Survey Says People Like Paper, Dismisses Paperless Future
Sept. 20, 2006 (Press Release) - For decades now, technology pundits and visionaries have predicted the demise of paper, from Wang in the early 1980s to Bill Gates in the 1990s. Suffice to say, the paper trail isn't dead. If anything, paper has grown even more important in the wake of some of the largest corporate business scandals of all time.
But what do every day workers in America think about using paper in their office environments as opposed to working electronically? People still have an attachment to paper, and that will not change. But why is this?
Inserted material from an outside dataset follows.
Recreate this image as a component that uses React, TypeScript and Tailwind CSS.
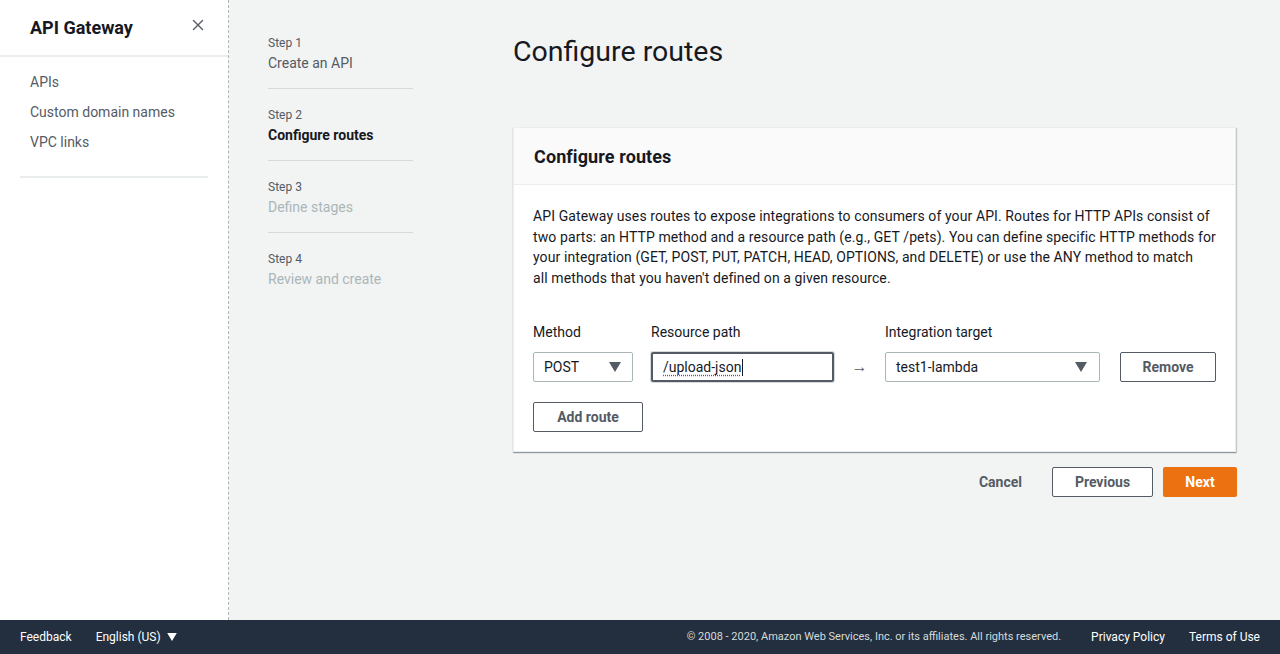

Is there a psychological reason someone needs to print something out, or file something into a drawer, almost acting as a safety blanket?
A recent survey conducted by Opinion Research Corporation polled 1000 people in the general public. 60% said that they felt it was more stressful to read a 20 page document on a computer screen than it was to print out the pages.
In addition 65% of those polled feel they could not envision an office or a home with no paper in five years. Like it or not, paper is not going anywhere. Why? Because society does not want it to, that's why.
Dr. Gilda Carle, psychotherapist, professor, and author, is not surprised by the pro paper findings.
"People feel more secure when they are dealing with paper as opposed to electronic data. They can touch paper, feel it, and move it where they need it to be. That puts them in control of where there documents are at all times. People also feel an attachment to paper because it's a tangible item that they can permanently save in their own private place. Sometimes there is peace of mind in being able to hand a colleague a document rather than worry about whether it will not be received because of spam filters or email delays. Technology is streamlining the way paper is being used, but we're a long way from eliminating it altogether. Feeling the security of the tangible is one of our most primitive needs," Dr. Gilda explained.
Robert Voelk, CEO of Andover, MA based Omtool, a document solutions firm, thinks that we are a long way away from the paperless office and that the future holds more of a reliance on both electronic and paper forms.
"In this day and age of disaster recovery, technology is still vital for archived data. But paper isn't going away, it's simply being managed more effectively. The ability to harness data in both the physical and electronic form, a mixed mode of sorts, will be vital as the office evolves."